Whether you receive feedback or not; whether you feel uncomfortable giving it or not – you still need to do it for your people. Just be aware that they’re all different individuals and they might react in different ways. Almost everyone wants feedback – how much, is just a matter of degree.

There are two types of feedback and a way of doing it.

 The Good

This is what we call, Confirming Feedback; telling a team member that you support whatever you’ve seen them do or heard them say; it’s a compliment or a thank you. It’s about ‘catching people doing something right.’

Successful managers realise that almost everyone reacts positively to Confirming feedback. They feel better about themselves and they feel motivated to repeat the behavior.

There is a saying that says, ‘You get more of what you reward.’

If you tell someone that you like the way they have completed some aspect of their work, then you’ll find that they continue to do that work in the same way or probably even better.

Confirming feedback is worth a fortune to you in terms of motivating your team and achieving your goals and targets.

The Bad

This is what we call, Productive Feedback on behaviour you’re not happy with. As you spend time with people, you’re going to hear and see things that may not ensure your outcomes.

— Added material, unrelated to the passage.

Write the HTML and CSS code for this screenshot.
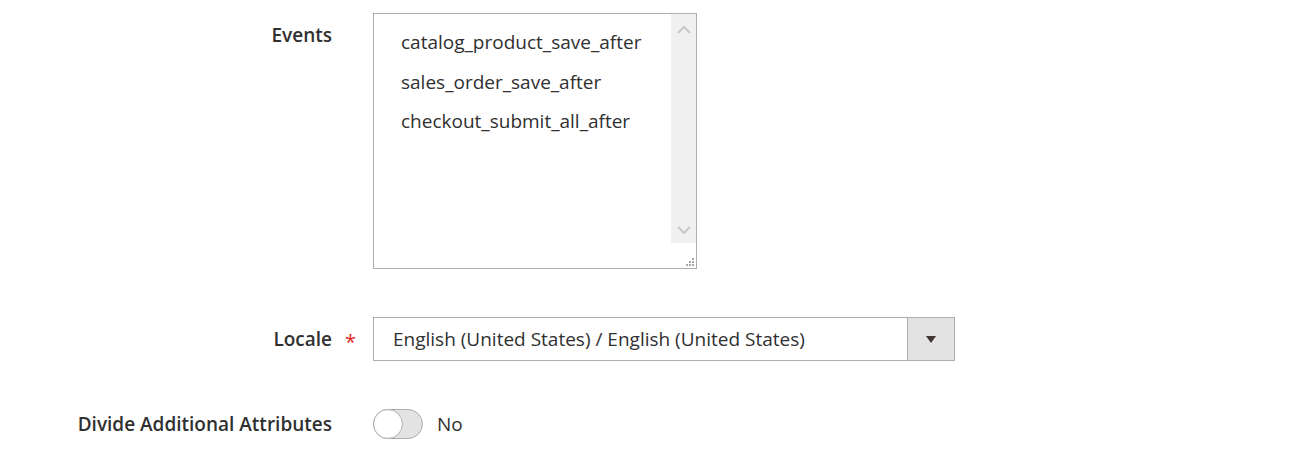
FILE: index.html
```html
<!DOCTYPE html>
<html lang="en">
<head>
    <meta charset="UTF-8">
    <title>Webhook settings</title>
    <link rel="stylesheet" href="styles.css">
</head>
<body>

    <div class="form">

        <div class="field">
            <label class="label label-top">Events</label>
            <span class="req"></span>
            <div class="multiselect">
                <div class="options">
                    <p>catalog_product_save_after</p>
                    <p>sales_order_save_after</p>
                    <p>checkout_submit_all_after</p>
                </div>
                <div class="scrollbar">
                    <svg class="arrow" width="16" height="10" viewBox="0 0 16 10"><path d="M2 8 L8 2 L14 8" fill="none" stroke="#c9c9c9" stroke-width="2"/></svg>
                    <svg class="arrow" width="16" height="10" viewBox="0 0 16 10"><path d="M2 2 L8 8 L14 2" fill="none" stroke="#c9c9c9" stroke-width="2"/></svg>
                </div>
                <svg class="resizer" width="10" height="10" viewBox="0 0 10 10">
                    <rect x="7" y="1" width="2" height="2" fill="#a8a8a8"/>
                    <rect x="4" y="4" width="2" height="2" fill="#a8a8a8"/>
                    <rect x="7" y="4" width="2" height="2" fill="#a8a8a8"/>
                    <rect x="1" y="7" width="2" height="2" fill="#a8a8a8"/>
                    <rect x="4" y="7" width="2" height="2" fill="#a8a8a8"/>
                    <rect x="7" y="7" width="2" height="2" fill="#a8a8a8"/>
                </svg>
            </div>
        </div>

        <div class="field field-locale">
            <label class="label">Locale</label>
            <span class="req">*</span>
            <div class="select">
                <span class="select-text">English (United States) / English (United States)</span>
                <span class="select-btn"><span class="caret"></span></span>
            </div>
        </div>

        <div class="field field-toggle">
            <label class="label">Divide Additional Attributes</label>
            <span class="req"></span>
            <div class="toggle-wrap">
                <span class="toggle"><span class="knob"></span></span>
                <span class="toggle-text">No</span>
            </div>
        </div>

    </div>

</body>
</html>
```

FILE: styles.css
```css
body {
    margin: 0px;
    background-color: #ffffff;
    color: #303030;
    font-family: "Open Sans", "Liberation Sans", sans-serif;
}

.form {
    padding-top: 13px;
}

.field {
    display: grid;
    grid-template-columns: 332px 41px auto;
    align-items: center;
}

.label {
    text-align: right;
    font-weight: 600;
    font-size: 19px;
    line-height: 26px;
}

.label-top {
    align-self: start;
    padding-top: 9px;
}

.req {
    color: #e22626;
    font-size: 20px;
    padding-left: 13px;
    padding-top: 4px;
}

.multiselect {
    position: relative;
    display: flex;
    width: 322px;
    height: 254px;
    border: 1px solid #adadad;
}

.options {
    flex: 1;
    padding-top: 15px;
    padding-left: 27px;
    font-size: 19px;
}

.options p {
    margin: 0px;
    height: 39.5px;
    line-height: 26px;
}

.scrollbar {
    width: 25px;
    height: 229px;
    background-color: #f0f0f0;
    display: flex;
    flex-direction: column;
    justify-content: space-between;
    align-items: center;
    padding: 11px 0px 8px 0px;
    box-sizing: border-box;
}

.arrow {
    display: block;
}

.resizer {
    position: absolute;
    right: 1px;
    bottom: 1px;
}

.field-locale {
    margin-top: 48px;
}

.select {
    display: flex;
    width: 580px;
    height: 42px;
    border: 1px solid #adadad;
}

.select-text {
    flex: 1;
    padding-left: 19px;
    font-size: 19px;
    line-height: 42px;
}

.select-btn {
    width: 46px;
    background-color: #e3e3e3;
    border-left: 1px solid #adadad;
    display: flex;
    align-items: center;
    justify-content: center;
}

.caret {
    width: 0px;
    height: 0px;
    border-left: 5px solid transparent;
    border-right: 5px solid transparent;
    border-top: 7px solid #41362f;
}

.field-toggle {
    margin-top: 48px;
}

.toggle-wrap {
    display: flex;
    align-items: center;
}

.toggle {
    position: relative;
    display: block;
    width: 48px;
    height: 28px;
    border: 1px solid #adadad;
    border-radius: 15px;
    background-color: #e3e3e3;
}

.knob {
    position: absolute;
    left: -1px;
    top: -1px;
    width: 28px;
    height: 28px;
    border: 1px solid #adadad;
    border-radius: 50%;
    background-color: #ffffff;
}

.toggle-text {
    margin-left: 14px;
    font-size: 19px;
}
```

Ask yourself, ‘Is this something that is going to stop me achieving my outcomes of a happy, motivated and engaged team who achieve their targets?’

If the answer is ‘no’ then you’re going to have to do something about it.

There are various things you can do:

  • You can ignore the behavior you’re not happy about
  • You can reprimand the person
  • You can coach them.

Coaching is not a soft option; it’s about finding out the cause of poor performance or behavior and discussing with the other person about how to put it right. You tell the other person what you’re not happy with, listen to what they have to say and agree a way forward.

The Delivery

Whether you want to reinforce behavior – Confirming Feedback, or change unacceptable behavior – Productive Feedback, there are certain steps you need to follow to make it work.

You need to do it as soon as possible and in private. Tell them how you feel about their behavior  not how the organisation or anyone else feels.

It’s important to focus on one thing at a time and don’t confuse the other person with a whole list of behaviors.

You need to be specific and get input from the other person. And most importantly; don’t leave them low!

If you get all of this right, you’ll have a highly motivated team who, increase customer satisfaction, boost sales and make a positive contribution to your business.